Tater did a great job hunting up quail for us which we proceeded to roast over campfires and eat fresh for almost four straight weeks. Son of a Gun turned into a teenager and had his first lessons on quail as he simultaneously learned about cactus. I shampooed my hair with water from a BLM guzzler a couple of times and let it dry in the sun as I rode my horses in the warm desert breezes. For the most part we were dirty, suntanned, well fed and covered in horse grime most of our trip. What a dream!

We met up with a friend. He had been big game hunting in New Mexico and joined us to bird hunt for five days. We had a blast chasing quail together, laughing our heads off, carefree and happy. I felt like I was with a band of brothers. It was one of the highlights of our trip.

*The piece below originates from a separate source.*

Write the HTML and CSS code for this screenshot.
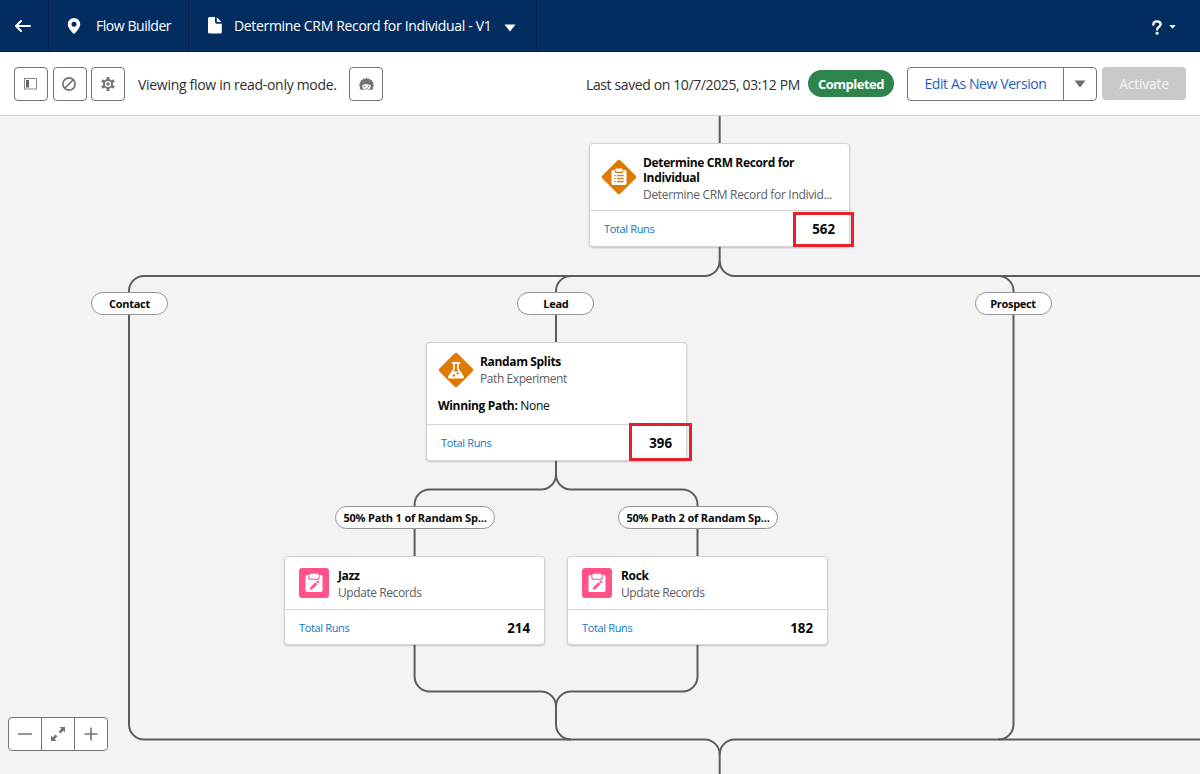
FILE: index.html
```html
<!DOCTYPE html>
<html lang="en">
<head>
    <meta charset="UTF-8">
    <meta name="viewport" content="width=device-width, initial-scale=1.0">
    <title>Flow Builder</title>
    <link rel="stylesheet" href="styles.css">
</head>
<body>
    <!-- shared icons -->
    <svg class="sprite" width="0" height="0">
        <symbol id="update-icon" viewBox="0 0 30 30">
            <rect width="30" height="30" rx="3" fill="#ff538a"/>
            <path d="M8 7h1.300v2.200q0 2.600 2.600 2.600h6.200q2.600 0 2.600-2.600V7H22q1.500 0 1.500 1.500v14q0 1.500-1.500 1.500H8q-1.500 0-1.500-1.500v-14Q6.500 7 8 7z" fill="#fff"/>
            <rect x="10.300" y="5.700" width="9.400" height="5" rx="1.600" fill="#fff"/>
            <path d="M10.700 22l.8-2.900 5-4.800 1.900 1.900-5 4.900zM17.200 13.600l1-1q.6-.4 1.100.1l.7.7q.5.500 0 1.100l-1 1z" fill="#ff538a"/>
        </symbol>
    </svg>

    <header class="topbar">
        <a class="topbar-item back">
            <svg width="18" height="14" viewBox="0 0 18 14" fill="none" stroke="#fff" stroke-width="2" stroke-linecap="round" stroke-linejoin="round"><path d="M16 7H2M7 2L2 7l5 5"/></svg>
        </a>
        <a class="topbar-item builder">
            <svg width="14" height="18" viewBox="0 0 14 18"><path fill="#fff" fill-rule="evenodd" d="M7 1a6.200 6.200 0 0 0-6.200 6.200c0 3.300 3.300 6.800 5.300 9.100q.9 1 1.800 0c2-2.300 5.300-5.800 5.300-9.100A6.200 6.200 0 0 0 7 1zm0 3.800a2.500 2.500 0 1 1 0 5 2.500 2.500 0 0 1 0-5z"/></svg>
            <span class="builder-name">Flow Builder</span>
        </a>
        <a class="topbar-item flow">
            <svg width="14" height="17" viewBox="0 0 14 17" fill="#fff"><path d="M1.500 0H7v5q0 1.800 1.800 1.800h5V15q0 1.500-1.500 1.500H1.500Q0 16.500 0 15V1.500Q0 0 1.500 0z"/><path d="M8.800.3l4.700 4.800H9.300q-.5 0-.5-.5z"/></svg>
            <span class="flow-name">Determine CRM Record for Individual - V1</span>
            <svg class="flow-arrow" width="12" height="8" viewBox="0 0 12 8"><path fill="#fff" d="M.5.500h11L6 7.500z"/></svg>
        </a>
        <a class="help">
            <svg width="10" height="15" viewBox="0 0 10 15"><path d="M1.300 4.700Q1.300 1.300 4.900 1.300q3.700 0 3.700 3 0 1.700-1.800 2.800Q5.100 8.100 5.100 9.700" fill="none" stroke="#fff" stroke-width="2.300" stroke-linecap="round"/><circle cx="5.100" cy="13.300" r="1.500" fill="#fff"/></svg>
            <svg width="7" height="4" viewBox="0 0 7 4"><path fill="#fff" d="M.3 0h6.400L3.500 3.800z"/></svg>
        </a>
    </header>

    <div class="toolbar">
        <div class="tools">
            <button class="btn icon-btn">
                <svg width="14" height="12" viewBox="0 0 14 12"><rect x=".5" y=".5" width="12" height="10.500" fill="none" stroke="#8a8a8a"/><path d="M2 2h3v7.500H2z" fill="#666"/></svg>
            </button>
            <button class="btn icon-btn">
                <svg width="14" height="14" viewBox="0 0 14 14" fill="none" stroke="#747474" stroke-width="1.700"><circle cx="7" cy="7" r="6.100"/><path d="M3 11l8-8"/></svg>
            </button>
            <button class="btn icon-btn">
                <svg width="14" height="14" viewBox="0 0 14 14"><g fill="none" stroke="#747474"><circle cx="7" cy="7" r="4.100" stroke-width="2"/><path stroke-width="2.800" d="M7 0v2.500M7 11.500V14M.9 3.500l2.200 1.250M10.900 9.250l2.200 1.250M.9 10.500l2.200-1.250M10.900 4.750l2.200-1.250"/></g><circle cx="7" cy="7" r="1.700" fill="#747474"/></svg>
            </button>
        </div>
        <span class="mode">Viewing flow in read-only mode.</span>
        <button class="btn icon-btn">
            <svg width="15" height="15" viewBox="0 0 14 14"><path fill="#747474" d="M1.700 12.800L.5 11.500l.6-1.200L0 9l.8-1.300L.4 6.300l1.200-.9.1-1.500 1.600-.2.7-1.400 1.500.4L7 1.700l1.500 1 1.500-.4.7 1.400 1.600.2.100 1.500 1.200.9-.4 1.400.8 1.300-1.100 1.300.6 1.200-1.200 1.300z"/><path fill="#fff" d="M3.200 8.700q1.700-.3 2.500-1.500 1.800 1 5.100 1.100v2q-.4 2.500-3.800 2.500t-3.800-2.500z"/><circle cx="5.200" cy="9.700" r=".7" fill="#747474"/><circle cx="8.800" cy="9.700" r=".7" fill="#747474"/><path d="M5.600 11.200q1.400 1 2.800 0" fill="none" stroke="#747474" stroke-width=".7"/></svg>
        </button>
        <div class="actions">
            <span class="saved">Last saved on 10/7/2025, 03:12 PM</span>
            <span class="status">Completed</span>
            <div class="btn-group">
                <button class="btn edit">Edit As New Version</button>
                <button class="btn more">
                    <svg width="12" height="8" viewBox="0 0 12 8"><path fill="#706e6b" d="M.5.500h11L6 7.500z"/></svg>
                </button>
            </div>
            <button class="activate" disabled>Activate</button>
        </div>
    </div>

    <main class="canvas">
        <!-- connectors -->
        <svg class="lines" width="1200" height="658" viewBox="0 116 1200 658">
            <path d="M719.700 116V143"/>
            <path d="M719.700 247V261a15 15 0 0 1-15 15H144a15 15 0 0 0-15 15V724.500a15 15 0 0 0 15 15H704.700a15 15 0 0 1 15 15V774"/>
            <path d="M719.700 261a15 15 0 0 0 15 15H1200M1200 739.500H734.700a15 15 0 0 0-15 15"/>
            <path d="M571 276a15 15 0 0 0-15 15V343"/>
            <path d="M998.500 276a15 15 0 0 1 15 15V724.500a15 15 0 0 1-15 15"/>
            <path d="M556 461V475a15 15 0 0 1-15 14.500H429.600a15 15 0 0 0-15 15V676.500a15 15 0 0 0 15 15H541a15 15 0 0 1 15 15V724.500a15 15 0 0 0 15 15"/>
            <path d="M556 475a15 15 0 0 0 15 14.500H682.500a15 15 0 0 1 15 15V676.500a15 15 0 0 1-15 15H571a15 15 0 0 0-15 15"/>
        </svg>

        <span class="badge contact">Contact</span>
        <span class="badge lead">Lead</span>
        <span class="badge prospect">Prospect</span>
        <span class="badge path1">50% Path 1 of Randam Sp...</span>
        <span class="badge path2">50% Path 2 of Randam Sp...</span>

        <div class="node decision">
            <div class="node-head">
                <svg class="diamond" width="36" height="36" viewBox="0 0 36 36">
                    <rect x="5.200" y="5.200" width="25.600" height="25.600" rx="2.500" transform="rotate(45 18 18)" fill="#dd7a01"/>
                    <path fill="#fff" d="M12 11h1.700v1.500q0 1.500 1.500 1.500h5.600q1.500 0 1.500-1.500V11H24q1.500 0 1.500 1.500v12q0 1.500-1.500 1.500H12q-1.500 0-1.500-1.500v-12Q10.500 11 12 11z"/>
                    <rect x="14.500" y="9.500" width="7" height="3.300" rx="1" fill="#fff"/>
                    <path stroke="#dd7a01" stroke-width="1.200" d="M13.200 16.700h1.500M16 16.700h6.800M13.200 19.700h1.500M16 19.700h6.800M13.200 22.700h1.500M16 22.700h6.800"/>
                </svg>
                <div class="node-text">
                    <h2>Determine CRM Record for Individual</h2>
                    <p>Determine CRM Record for Individ...</p>
                </div>
            </div>
            <div class="node-foot"><a>Total Runs</a><b>562</b></div>
            <div class="mark"></div>
        </div>

        <div class="node experiment">
            <div class="node-head">
                <svg class="diamond" width="36" height="36" viewBox="0 0 36 36">
                    <rect x="5.200" y="5.200" width="25.600" height="25.600" rx="2.500" transform="rotate(45 18 18)" fill="#dd7a01"/>
                    <path fill="#fff" fill-rule="evenodd" d="M13.800 10h8.400v1.700h-1.400v5.300l4.800 7q1.200 2.500-1.400 2.500H11.800q-2.600 0-1.400-2.500l4.800-7v-5.300h-1.400zM16.800 11.700v5.700l-1.300 2h5l-1.300-2v-5.700z"/>
                    <circle cx="19.600" cy="21.400" r="1.200" fill="#dd7a01"/><circle cx="15.800" cy="23.500" r="1.300" fill="#dd7a01"/>
                </svg>
                <div class="node-text">
                    <h2>Randam Splits</h2>
                    <p>Path Experiment</p>
                </div>
            </div>
            <div class="node-info"><b>Winning Path:</b> None</div>
            <div class="node-foot"><a>Total Runs</a><b>396</b></div>
            <div class="mark"></div>
        </div>

        <div class="node update jazz">
            <div class="node-head">
                <svg width="30" height="30"><use href="#update-icon"/></svg>
                <div class="node-text">
                    <h2>Jazz</h2>
                    <p>Update Records</p>
                </div>
            </div>
            <div class="node-foot"><a>Total Runs</a><b>214</b></div>
        </div>

        <div class="node update rock">
            <div class="node-head">
                <svg width="30" height="30"><use href="#update-icon"/></svg>
                <div class="node-text">
                    <h2>Rock</h2>
                    <p>Update Records</p>
                </div>
            </div>
            <div class="node-foot"><a>Total Runs</a><b>182</b></div>
        </div>

        <div class="zoom">
            <button><svg width="14" height="14" viewBox="0 0 14 14" stroke="#747474" stroke-width="1.600"><path d="M0 7h14"/></svg></button>
            <button><svg width="14" height="14" viewBox="0 0 14 14"><path fill="#747474" d="M8.500 0H14v5.500l-1.800-1.800-2.800 2.800-1.700-1.700 2.600-3zM5.500 14H0V8.500l1.800 1.800 2.800-2.800 1.700 1.700-2.600 3z"/></svg></button>
            <button><svg width="14" height="14" viewBox="0 0 14 14" stroke="#747474" stroke-width="1.600"><path d="M.5 7h13M7 .5v13"/></svg></button>
        </div>
    </main>
</body>
</html>
```

FILE: styles.css
```css
*{
    padding: 0;
    margin: 0;
    box-sizing: border-box;
}
body{
    display: flex;
    flex-direction: column;
    width: 1200px;
    height: 774px;
    overflow: hidden;
    font-family: "Open Sans", "Noto Sans", sans-serif;
    font-size: 14px;
    color: #2e2e2e;
}
svg{
    display: block;
    flex-shrink: 0;
}
button{
    font: inherit;
}
.sprite{
    position: absolute;
}

/* top bar */
.topbar{
    display: flex;
    height: 52px;
    background-color: #032d60;
    border-bottom: 1px solid #03234d;
    color: #fff;
}
.topbar-item{
    display: flex;
    align-items: center;
    border-right: 1px solid #031f45;
}
.back{
    width: 49px;
    padding-left: 14px;
}
.builder{
    width: 140px;
    padding-left: 18px;
    gap: 15px;
}
.flow{
    width: 348px;
    padding-left: 19px;
    gap: 12px;
}
.builder-name{
    letter-spacing: -0.45px;
}
.flow-name{
    width: 258px;
    white-space: nowrap;
    letter-spacing: -0.33px;
}
.flow-arrow{
    margin-top: 4px;
}
.help{
    display: flex;
    align-items: center;
    gap: 7px;
    margin-left: auto;
    padding: 3px 24px 0 0;
}

/* toolbar */
.toolbar{
    display: flex;
    align-items: center;
    height: 64px;
    padding: 0 14px;
    background-color: #fff;
    border-bottom: 1px solid #d4d4d4;
}
.tools{
    display: flex;
    gap: 4.500px;
}
.btn{
    display: flex;
    align-items: center;
    justify-content: center;
    height: 34px;
    background-color: #fff;
    border: 1px solid #747474;
    border-radius: 4px;
}
.icon-btn{
    width: 34px;
}
.tools .icon-btn{
    padding-right: 1px;
}
.mode{
    width: 211px;
    margin-left: 13px;
    padding-top: 2px;
    white-space: nowrap;
    letter-spacing: -0.3px;
}
.actions{
    display: flex;
    align-items: center;
    margin-left: auto;
}
.saved{
    width: 222px;
    padding-top: 2px;
    white-space: nowrap;
    letter-spacing: -0.38px;
}
.status{
    display: flex;
    align-items: center;
    justify-content: center;
    width: 86px;
    height: 27px;
    margin-right: 13px;
    border-radius: 14px;
    background-color: #2e844a;
    color: #fff;
    font-size: 13px;
    font-weight: bold;
    letter-spacing: -0.5px;
}
.btn-group{
    display: flex;
    margin-right: 5px;
}
.edit{
    width: 157px;
    border-radius: 4px 0 0 4px;
    color: #1b5fc1;
    letter-spacing: -0.4px;
}
.more{
    width: 34px;
    margin-left: -1px;
    border-radius: 0 4px 4px 0;
}
.activate{
    width: 84px;
    height: 33px;
    border: none;
    border-radius: 4px;
    background-color: #c9c9c9;
    color: #f3f3f3;
    letter-spacing: -0.25px;
}

/* canvas */
.canvas{
    position: relative;
    flex: 1;
    background-color: #f3f3f3;
}
.lines{
    fill: none;
    stroke: #5c5c5c;
    stroke-width: 2;
}
.badge{
    position: absolute;
    display: flex;
    align-items: center;
    justify-content: center;
    width: 77px;
    height: 23px;
    background-color: #fff;
    border: 1px solid #939393;
    border-radius: 12px;
    color: #080808;
    font-size: 11px;
    font-weight: bold;
    white-space: nowrap;
    letter-spacing: -0.3px;
}
.contact{
    left: 91px;
    top: 176px;
}
.lead{
    left: 517.400px;
    top: 176px;
}
.prospect{
    left: 974.500px;
    top: 176px;
}
.path1,
.path2{
    top: 390px;
    width: 160px;
    letter-spacing: -0.17px;
}
.path1{
    left: 335px;
}
.path2{
    left: 618px;
}

.node{
    position: absolute;
    display: flex;
    flex-direction: column;
    width: 261px;
    background-color: #fff;
    border: 1px solid #d4d4d4;
    border-radius: 4px;
    box-shadow: 0 1px 2px rgba(0, 0, 0, 0.2);
    color: #080808;
    font-size: 12px;
}
.node-head{
    display: flex;
    flex: 1;
    gap: 6px;
    padding: 11px 11px 0;
}
.diamond{
    margin-top: -2px;
}
.node-text{
    min-width: 0;
    white-space: nowrap;
}
.node h2{
    font-size: 12px;
    line-height: 15px;
    letter-spacing: -0.35px;
    white-space: normal;
}
.node p{
    margin-top: 1px;
    line-height: 17px;
    color: #5c5c5c;
    letter-spacing: -0.42px;
}
.node-foot{
    display: flex;
    align-items: center;
    justify-content: space-between;
    height: 36px;
    padding: 0 14px;
    border-top: 1px solid #d4d4d4;
}
.node-foot a{
    color: #0b76c9;
    font-size: 11px;
    letter-spacing: -0.35px;
}
.node-foot b{
    padding-top: 2px;
    font-size: 13.300px;
}
.decision{
    left: 589px;
    top: 26.500px;
    height: 104px;
}
.decision .diamond{
    margin-top: 4px;
}
.decision p{
    letter-spacing: -0.32px;
}
.experiment{
    left: 426px;
    top: 226px;
    height: 119px;
}
.experiment .node-foot b{
    padding-top: 0;
}
.node-info{
    padding: 0 11px 10px;
    line-height: 17px;
    letter-spacing: -0.33px;
}
.update{
    top: 440px;
    height: 89px;
}
.update .node-head{
    gap: 9px;
    padding: 11px 14px 0;
}
.update .node-foot{
    height: 35px;
}
.jazz{
    left: 284px;
}
.rock{
    left: 567px;
}

/* run count highlight */
.mark{
    position: absolute;
    right: -5px;
    bottom: -1px;
    width: 61px;
    height: 35px;
    border: 3px solid #e3202b;
}
.experiment .mark{
    right: -6px;
    width: 63px;
    height: 38px;
}

.zoom{
    position: absolute;
    left: 8px;
    top: 601px;
    display: flex;
    width: 100px;
    height: 34px;
    background-color: #fff;
    border: 1px solid #747474;
    border-radius: 4px;
    overflow: hidden;
}
.zoom button{
    display: flex;
    flex: 1;
    align-items: center;
    justify-content: center;
    background: none;
    border: none;
}
.zoom button + button{
    border-left: 1px solid #747474;
}
```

Naturally, I stone shopped along the way and managed to procure and transport home a lovely load of American turquoises. I’m thankful I had a stone budget at the time because handpicking in person is always the best way to choose gems.

On a side note, I think since we bought the farm I have been unable to recover from these fire seasons that come year after year. Over all the years Robbie has been fighting fire I’ve had a fatigue take root deep in the marrow of my bones, and in my soul, a fatigue I’ve been unable to shake for some time. This trip to the sunshine with our horses and dogs and each other was so restful for me. It wasn’t really a vacation for me, it was bigger than that, it was a time of recovery for me. I’m grateful we were able to go.

I’m looking forward to getting my studio up and running again this week! We are unpacked, the house is in order, all the critters have settled back into this wonderful Idaho life we’re built for ourselves and I’m dreaming of moon bright silver paired with stone.

The roads less traveled are the best roads to travel and after they wind and climb and descend and straighten out again it’s sweet as heck to find ourselves back where we started. The horizon line is a beautiful mystery and the curve of the earth is a generous smile.

I hope you are all well and finding the silver lining in every cloud.